◆ What the exercise asks: In the material below, find all lines with the string "index" and copy them.
═══
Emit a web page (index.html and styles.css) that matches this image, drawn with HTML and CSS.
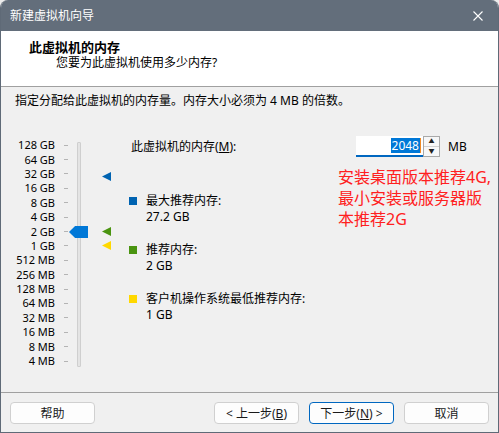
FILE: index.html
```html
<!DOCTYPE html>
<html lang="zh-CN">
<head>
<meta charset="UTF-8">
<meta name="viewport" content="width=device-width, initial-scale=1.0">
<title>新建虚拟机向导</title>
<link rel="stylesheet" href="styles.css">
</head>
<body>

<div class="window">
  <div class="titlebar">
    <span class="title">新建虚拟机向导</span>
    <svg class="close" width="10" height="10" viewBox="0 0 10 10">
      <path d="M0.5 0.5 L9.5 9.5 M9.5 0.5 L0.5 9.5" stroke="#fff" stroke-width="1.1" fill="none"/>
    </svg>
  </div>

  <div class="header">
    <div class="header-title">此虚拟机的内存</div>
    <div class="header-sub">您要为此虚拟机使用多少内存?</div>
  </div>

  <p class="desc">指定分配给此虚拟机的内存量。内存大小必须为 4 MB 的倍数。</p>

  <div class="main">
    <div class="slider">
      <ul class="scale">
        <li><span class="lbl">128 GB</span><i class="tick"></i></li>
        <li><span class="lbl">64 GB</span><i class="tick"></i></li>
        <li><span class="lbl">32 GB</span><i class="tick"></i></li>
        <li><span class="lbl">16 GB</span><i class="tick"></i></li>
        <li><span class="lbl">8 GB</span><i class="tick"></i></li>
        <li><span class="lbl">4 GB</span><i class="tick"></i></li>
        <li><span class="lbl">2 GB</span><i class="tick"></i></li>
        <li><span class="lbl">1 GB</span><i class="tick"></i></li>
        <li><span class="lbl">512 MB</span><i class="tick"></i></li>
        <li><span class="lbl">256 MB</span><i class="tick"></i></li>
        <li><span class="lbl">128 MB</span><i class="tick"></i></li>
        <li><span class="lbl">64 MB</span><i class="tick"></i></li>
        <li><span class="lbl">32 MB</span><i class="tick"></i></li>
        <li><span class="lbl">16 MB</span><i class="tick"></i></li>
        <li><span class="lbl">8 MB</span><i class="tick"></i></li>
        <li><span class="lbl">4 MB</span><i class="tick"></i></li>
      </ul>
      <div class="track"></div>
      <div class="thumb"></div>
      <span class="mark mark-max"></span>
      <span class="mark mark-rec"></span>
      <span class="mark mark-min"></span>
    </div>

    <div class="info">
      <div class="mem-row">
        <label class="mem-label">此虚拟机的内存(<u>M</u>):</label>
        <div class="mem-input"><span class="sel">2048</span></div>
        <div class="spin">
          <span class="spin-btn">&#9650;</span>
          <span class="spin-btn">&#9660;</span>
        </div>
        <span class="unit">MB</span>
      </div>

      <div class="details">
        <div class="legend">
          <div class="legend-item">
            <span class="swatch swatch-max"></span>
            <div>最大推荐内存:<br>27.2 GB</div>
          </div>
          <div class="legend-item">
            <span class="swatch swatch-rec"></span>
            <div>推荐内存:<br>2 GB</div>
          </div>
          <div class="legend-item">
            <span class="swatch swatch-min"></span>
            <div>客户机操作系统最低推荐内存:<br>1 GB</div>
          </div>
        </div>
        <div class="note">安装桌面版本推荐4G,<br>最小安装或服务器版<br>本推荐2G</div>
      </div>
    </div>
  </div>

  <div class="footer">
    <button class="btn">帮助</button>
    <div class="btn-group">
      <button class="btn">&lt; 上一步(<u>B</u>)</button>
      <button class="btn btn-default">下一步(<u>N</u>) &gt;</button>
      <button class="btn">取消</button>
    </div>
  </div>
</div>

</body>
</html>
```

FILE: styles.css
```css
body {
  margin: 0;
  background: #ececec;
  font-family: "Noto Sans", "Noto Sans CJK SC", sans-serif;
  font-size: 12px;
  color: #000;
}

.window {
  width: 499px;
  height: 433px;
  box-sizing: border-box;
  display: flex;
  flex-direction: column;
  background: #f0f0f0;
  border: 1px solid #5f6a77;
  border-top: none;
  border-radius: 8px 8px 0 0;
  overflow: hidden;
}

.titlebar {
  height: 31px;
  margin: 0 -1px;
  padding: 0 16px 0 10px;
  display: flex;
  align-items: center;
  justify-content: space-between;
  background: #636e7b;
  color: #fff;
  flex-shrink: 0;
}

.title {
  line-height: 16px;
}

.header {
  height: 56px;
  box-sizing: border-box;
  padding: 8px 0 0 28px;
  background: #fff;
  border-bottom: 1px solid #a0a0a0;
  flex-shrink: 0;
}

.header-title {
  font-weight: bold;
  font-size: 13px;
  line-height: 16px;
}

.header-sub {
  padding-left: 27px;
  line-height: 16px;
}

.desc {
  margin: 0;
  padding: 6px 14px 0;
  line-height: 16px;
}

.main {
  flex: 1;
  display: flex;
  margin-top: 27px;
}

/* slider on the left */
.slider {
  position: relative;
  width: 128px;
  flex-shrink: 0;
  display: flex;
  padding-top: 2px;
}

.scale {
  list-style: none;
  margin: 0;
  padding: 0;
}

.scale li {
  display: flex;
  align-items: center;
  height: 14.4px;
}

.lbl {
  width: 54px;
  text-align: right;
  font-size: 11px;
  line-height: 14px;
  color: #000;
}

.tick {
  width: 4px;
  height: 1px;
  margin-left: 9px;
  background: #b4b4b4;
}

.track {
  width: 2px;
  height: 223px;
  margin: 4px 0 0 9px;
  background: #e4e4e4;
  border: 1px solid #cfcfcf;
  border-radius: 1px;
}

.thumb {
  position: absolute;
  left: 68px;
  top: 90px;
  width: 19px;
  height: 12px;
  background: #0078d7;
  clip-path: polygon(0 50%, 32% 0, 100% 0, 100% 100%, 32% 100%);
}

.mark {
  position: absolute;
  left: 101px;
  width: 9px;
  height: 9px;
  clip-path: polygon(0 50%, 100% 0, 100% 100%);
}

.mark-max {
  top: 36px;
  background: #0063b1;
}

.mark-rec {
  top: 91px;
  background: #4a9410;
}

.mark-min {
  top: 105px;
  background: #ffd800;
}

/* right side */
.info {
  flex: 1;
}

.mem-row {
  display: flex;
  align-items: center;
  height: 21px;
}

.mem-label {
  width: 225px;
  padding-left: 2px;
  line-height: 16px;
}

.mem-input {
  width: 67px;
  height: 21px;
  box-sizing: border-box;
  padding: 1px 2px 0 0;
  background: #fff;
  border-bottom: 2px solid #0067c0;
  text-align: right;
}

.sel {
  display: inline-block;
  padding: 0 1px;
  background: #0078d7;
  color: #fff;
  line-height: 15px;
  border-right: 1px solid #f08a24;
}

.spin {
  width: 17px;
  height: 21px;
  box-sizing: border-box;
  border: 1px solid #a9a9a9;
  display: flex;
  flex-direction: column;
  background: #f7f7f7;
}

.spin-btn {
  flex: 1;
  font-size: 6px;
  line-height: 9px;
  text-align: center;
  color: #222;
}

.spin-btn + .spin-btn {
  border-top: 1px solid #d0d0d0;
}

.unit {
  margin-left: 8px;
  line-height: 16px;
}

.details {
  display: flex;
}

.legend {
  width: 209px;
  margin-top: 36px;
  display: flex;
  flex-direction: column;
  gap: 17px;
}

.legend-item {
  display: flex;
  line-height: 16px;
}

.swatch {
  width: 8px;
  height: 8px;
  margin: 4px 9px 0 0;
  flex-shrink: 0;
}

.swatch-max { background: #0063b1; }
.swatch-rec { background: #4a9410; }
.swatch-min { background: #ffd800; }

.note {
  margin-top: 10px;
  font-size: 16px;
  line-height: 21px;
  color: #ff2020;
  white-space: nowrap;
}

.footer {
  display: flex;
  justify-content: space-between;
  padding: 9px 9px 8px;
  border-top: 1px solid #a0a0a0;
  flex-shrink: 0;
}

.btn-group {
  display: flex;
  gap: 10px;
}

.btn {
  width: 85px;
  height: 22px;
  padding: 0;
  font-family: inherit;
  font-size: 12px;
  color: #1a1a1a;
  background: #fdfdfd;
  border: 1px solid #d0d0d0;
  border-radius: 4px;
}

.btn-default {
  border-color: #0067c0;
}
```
═══
◆ Exercise answer:
Emit a web page (index.html and styles.css) that matches this image, drawn with HTML and CSS.
FILE: index.html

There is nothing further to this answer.